French engineer (1767–1804)

Philippe le Bon (or Lebon) (D'Humbersin) (/fr/; May 29, 1767 – December 1, 1804) was a French engineer, born in Brachay, France.

On 10 March 1792, he married Cornélie de Brambilla, who later fought on his behalf for monies owed to him and continued his work after his death.

There is much confusion about his life and accomplishments. His main contributions were improvements to steam engines and industrialising the extraction of lighting gas from wood. Following details published in readings for young people, Lebon has long been purported to have been assassinated on the eve of Napoleon's crowning ceremony, at the beginning of December 1804. While the actual time of death seems to be December 1 at 10 am, there are no contemporary evidence to sustain the story: legal documents produced by the Archives Nationales upon the 150th jubilee of Lebon make it clear that neither the engineer's servant, Euphrasie Hubert, nor the justice practitioner committed to the post mortem inventory did mention any criminal circumstance, nor any wound on the body. Joseph Gaudry, Lebon's nephew and heir, only mentions family rumors in his 1856 writing. Lebon's correspondence during the last months of his life make it clear he had been suffering from illness and lack of medical assistance for weeks before his untimely death.

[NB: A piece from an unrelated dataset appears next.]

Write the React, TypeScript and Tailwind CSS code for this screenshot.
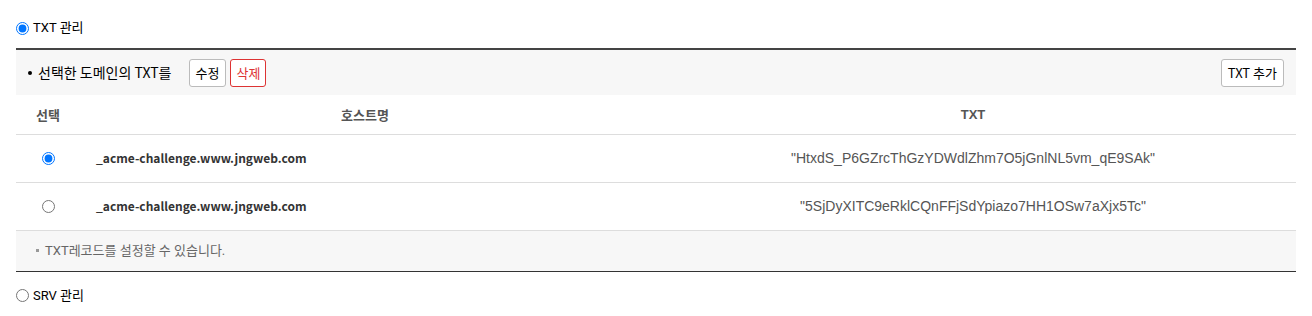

He also designed, though apparently did not build, a wood gas engine. (Not the first.) Like other early engines, it had no compression in its main cylinder. It has three mechanically connected cylinders, each double-acting, one to compress the air, one to compress the gas, and one driven by the burned mixture. This engine resembles an internal combustion engine, but the combustion actually takes place in a combustion chamber separated by mechanically controlled valves from the cylinders. This makes it a steam engine running on combustion products instead of on steam, or the piston equivalent of a gas turbine.

Hardenberg's analysis shows a theoretical efficiency and specific power much less than those of the earlier Street engine, but this assumes that the intake valve stays open during the whole power stroke. Assuming that the inventor had more in his mind than what he wrote on paper and therefore allowing arbitrary valve timing, its idealized thermodynamic cycle is similar to that of a gas turbine, which can have a high compression ratio and relatively high efficiency. This assumes, contrary to what Hardenberg seems to assume, that the combustion chamber would have been big enough to act as a pressure reservoir. Of course, one's place in history depends on what one does and writes more than on what one can be assumed to have thought. Certainly, all but possibly Hardenberg must have seen that it would give more room for optimization than the Street engine did. The reasons that it has never been used must be the obvious thermal and mechanical problems, such as heat loss from the combustion products to the containing structures.

In 1801, Philippe Lebon invented an engine that improved on Robert Steele's design. It used coal gas ignited by an electric spark. This was one of the first internal combustion engines. Although very inefficient, it would later be improved, as internal combustion is used in modern cars.